An Aer Lingus pilot pursuing a claim for whistleblower penalisation has said he and his first officer were placed “under duress” during a safety investigation to attribute a navigation incident to human error instead of a “technical difficulty with the aircraft”.

It was after an air traffic control manager formed the view that the Airbus A321neo jet, flying from Munich with 156 passengers and crew on board, was on course to land at the wrong runway at Dublin Airport on June 8th, 2023.

Aer Lingus is contesting statutory complaints brought by the pilot, 53-year-old Declan McCabe, under the Protected Disclosures Act 2014, the Safety, Health and Welfare at Work Act 2005, and the Payment of Wages Act 1997 at the Workplace Relations Commission (WRC), following his demotion from captain to first officer.

Airline management concluded Mr McCabe had failed to submit a timely air safety report and gave “inaccurate information” to the national air traffic control authority, AirNav Ireland, after his aircraft initially failed to pick up a “localiser” beacon on approach to the airport. Mr McCabe’s stance is that the incident was a “non-event” and he decided no report was warranted.

Cross-examining the complainant on Tuesday, Tom Mallon BL, appearing instructed by Arthur Cox, put it to him that an air traffic control station manager had reported: “‘On playback it appears the aircraft was establishing [an approach to] runway 10-R,’” Mr Mallon said – Dublin Airport’s south runway.

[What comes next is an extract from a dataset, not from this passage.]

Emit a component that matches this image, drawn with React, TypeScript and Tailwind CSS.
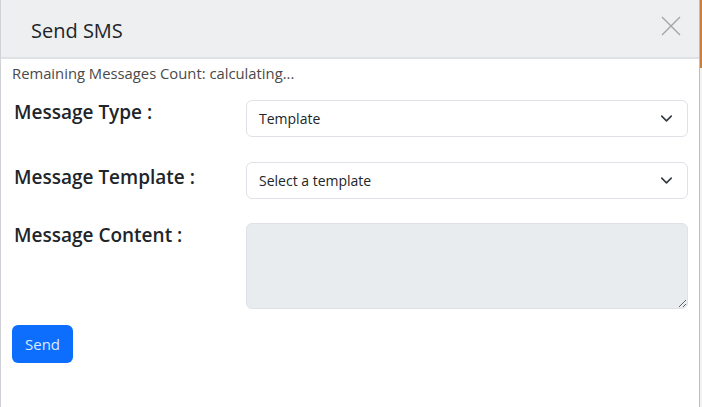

The plane was meant to land at the north runway, the tribunal heard.

“Would you not accept if someone was established on the wrong runway, that would be a safety issue?” counsel asked.

“That’s a very broad question, but not necessarily,” Mr McCabe said.

Mr Mallon said the complainant later took the stance that the safety investigator, Capt Conor Nolan, had “more plausible causes” for the incident to pursue apart from mis-selection, the question of whether the flight crew put in the wrong runway beacon frequency.

‘A direct attack on my wife, my family, my career and my reputation’Opens in new window ]

“Evidence available to Capt Nolan was not provided to me at that meeting. It was withheld,” he said. He said this related to “issues” with a subsystem of the plane’s navigation system involved in capturing the signal.

Mr Mallon put it to him he had “agreed that the likely cause of this problem was human error” in the safety investigation.

“We felt we were under duress to drive the investigation down the route of pilot mis-selection and not a technical difficulty with the aircraft,” Mr McCabe said.

Counsel for the complainant David Byrnes BL, instructed by Setanta Solicitors, took issue with his client being questioned on a “bare assertion” in the disciplinary investigator’s report that Mr McCabe’s jet “went through the localiser for 19 seconds before the course correction”.

“That point was put to me, but not backed up by any evidence,” Mr McCabe said. “Aer Lingus are very much pushing the idea that air traffic control intervened. We had turned the aircraft before [they] had given us the heading 030.”

“I was there, I know that, because I was flying the aircraft,” he added.

Adjudicator John Harraghy adjourned the hearing overnight.